Two weeks earlier, she said, she had started her journey in Brussels with two Belgian soldiers and a Scottish infantryman who had been left behind in Belgium after Dunkirk. The three men were now with her in northern Spain. A line of resistants and ordinary civilians had helped hide and move the group along their journey. They used forged papers and disguises, travelling by train through Nazi-occupied Belgium and France, lodging at safe houses, staggering through the dangers of the Pyrenees into Spain.
What Dédée was describing, although it was not yet so called, was the Comet Line. Assisting the escape of Allied airmen and soldiers was the single most dangerous activity a civilian in occupied Europe could undertake. A senior British intelligence officer estimated that for every man who made it home, somebody who helped him was killed. Such was the value of trained men to the Allied war effort that even this risk was worth it.
Against such terrible odds, the Comet Line would rescue some 800 Allied evaders in a little more than three years – led, and inspired, by Dédée herself. The Comet is the story of her heroism, and its cost. It is also a story about love and faith; about betrayal; and about how, in one of the darkest moments in Europe’s history, a small group of resistants kept a flame alive.
Lake said: “We are beyond thrilled to bring Ed Caesar, one of British journalism’s subtlest and most gifted storytellers, to W&N, and we couldn’t be more excited to help him bring Dédée to the world.
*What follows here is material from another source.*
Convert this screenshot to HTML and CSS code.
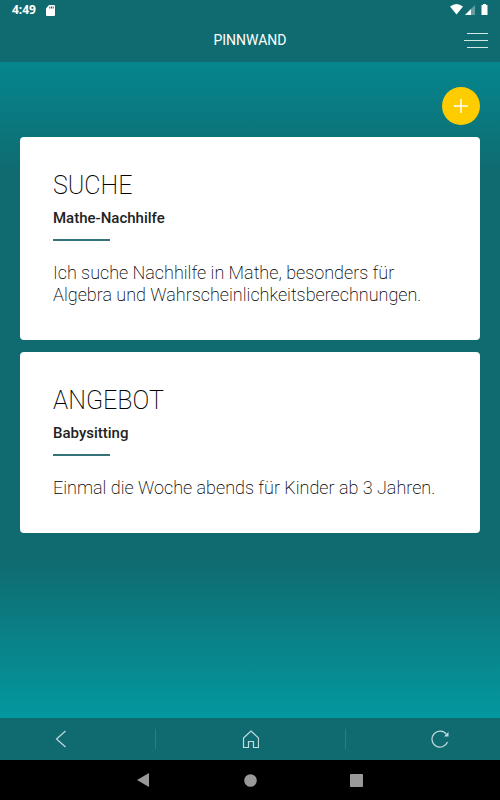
FILE: index.html
```html
<!DOCTYPE html>
<html lang="de">
<head>
<meta charset="utf-8">
<meta name="viewport" content="width=device-width, initial-scale=1">
<title>Pinnwand</title>
<link rel="stylesheet" href="styles.css">
</head>
<body>
<div class="app">
  <div class="status">
    <span class="time">4:49</span>
    <svg class="sd" width="10" height="11" viewBox="0 0 10 11"><path fill="#fff" fill-rule="evenodd" d="M3 0h5q1 0 1 1v9q0 1-1 1H1q-1 0-1-1V3.500zM3.300 1.500v2h1v-2zM5 1.500v2h1v-2zM6.700 1.500v2h1v-2z"/></svg>
    <svg class="signals" width="38" height="12" viewBox="0 0 38 12"><path fill="#fff" d="M0 2.500Q6.500-2.500 13 2.500L6.500 10.500z"/><path fill="#fff" opacity=".35" d="M25 1v10H15z"/><path fill="#fff" d="M21 5v6h-6z"/><path fill="#fff" d="M33 0h3v1h1.500v10h-6V1H33z"/></svg>
  </div>
  <header class="header">
    <h1 class="title">PINNWAND</h1>
    <button class="menu" type="button" aria-label="Menü">
      <svg width="24" height="16" viewBox="0 0 24 16" stroke="#d5e6e7" stroke-width="1"><path d="M3 1.500h21M0 8.500h24M3 15.500h21"/></svg>
    </button>
  </header>
  <main class="board">
    <button class="add" type="button" aria-label="Neuer Eintrag">
      <svg width="14" height="14" viewBox="0 0 14 14" stroke="#fff" stroke-width="1.500"><path d="M7 0v14M0 7h14"/></svg>
    </button>
    <article class="card">
      <h2 class="kind">SUCHE</h2>
      <h3 class="subject">Mathe-Nachhilfe</h3>
      <p class="text">Ich suche Nachhilfe in Mathe, besonders für Algebra und Wahrscheinlichkeitsberechnungen.</p>
    </article>
    <article class="card">
      <h2 class="kind">ANGEBOT</h2>
      <h3 class="subject">Babysitting</h3>
      <p class="text">Einmal die Woche abends für Kinder ab 3 Jahren.</p>
    </article>
  </main>
  <nav class="tabs">
    <button class="tab" type="button" aria-label="Zurück"><svg width="18" height="18" viewBox="0 0 18 18"><path d="M14.500 1L5.500 9l9 8"/></svg></button>
    <span class="divider"></span>
    <button class="tab" type="button" aria-label="Startseite"><svg width="18" height="18" viewBox="0 0 18 18"><path d="M2.500 8L10 1l7.500 7v9.500h-5v-6h-5v6h-5z"/></svg></button>
    <span class="divider"></span>
    <button class="tab" type="button" aria-label="Neu laden"><svg width="18" height="18" viewBox="0 0 18 18"><path d="M15.500 4.500A8 8 0 1 0 16.500 12"/><path class="tip" d="M17.500 2v4.500H13z"/></svg></button>
  </nav>
  <div class="system">
    <button class="key" type="button" aria-label="System zurück"><svg width="14" height="14" viewBox="0 0 14 14"><path d="M12 0v14L0 7z"/></svg></button>
    <button class="key" type="button" aria-label="System Start"><svg width="14" height="14" viewBox="0 0 14 14"><circle cx="7.500" cy="7.500" r="6.300"/></svg></button>
    <button class="key" type="button" aria-label="Übersicht"><svg width="14" height="14" viewBox="0 0 14 14"><rect x="1" y="1" width="13" height="13" rx="1"/></svg></button>
  </div>
</div>
</body>
</html>
```
FILE: styles.css
```css
* { box-sizing: border-box; }
body, h1, h2, h3, p { margin: 0; }
body { font-family: Roboto, "Liberation Sans", sans-serif; }
button { padding: 0; border: 0; background: none; font: inherit; cursor: pointer; }
svg { display: block; }
.app { display: flex; flex-direction: column; min-height: 100vh; background: #0f6b70; }
.status { display: flex; align-items: center; height: 20px; padding: 0 12px; color: #fff; }
.time { font-family: "Noto Sans", sans-serif; font-size: 12px; font-weight: 700; line-height: 20px; }
.sd { margin-left: 10px; }
.signals { margin-left: auto; }
.header { display: grid; grid-template-columns: 1fr auto 1fr; align-items: center; height: 42px; padding: 0 12px 2px; }
.title { grid-column: 2; color: #fff; font-size: 14px; font-weight: 400; line-height: 20px; }
.menu { justify-self: end; }
.board { display: flex; flex: 1; flex-direction: column; gap: 12px; padding: 25px 20px; background: linear-gradient(#05868e, #0f6b70 17%, #0f6b70 76%, #03989f); }
.add { display: grid; place-items: center; align-self: flex-end; width: 38px; height: 38px; border-radius: 50%; background: #fc0; }
.card { padding: 31px 33px 34px; border-radius: 4px; background: #fff; color: #000; }
.kind { font-size: 25px; font-weight: 200; line-height: 35px; }
.subject { color: #222; font-size: 15px; font-weight: 500; line-height: 30px; }
.subject::after { display: block; width: 57px; height: 2px; margin: 6px 0 21px; background: #33747b; content: ""; }
.text { font-size: 18px; font-weight: 200; line-height: 22px; }
.tabs { display: flex; justify-content: space-between; align-items: center; height: 42px; padding: 0 51px; }
.divider { width: 1px; height: 20px; background: #2c7d82; }
.tab svg { fill: none; stroke: #c3dcde; stroke-width: 1.2; }
.tab .tip { fill: #c3dcde; stroke: none; }
.system { display: flex; justify-content: center; align-items: center; gap: 92px; height: 40px; background: #000; }
.key svg { fill: #999; }
```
Drawing on Ed’s ongoing archival discoveries and giving his extraordinary narrative powers their most heart-wrenching subject yet, The Comet really does promise to be a once-in-a-lifetime event.”
Caesar said: "The story of the Comet Line – one of courage, survival, and the bonds we forge in the furnace of war – thrills me. The team at Weidenfeld & Nicolson immediately saw the power in Dédée’s tale, and I’m delighted that they will publish The Comet."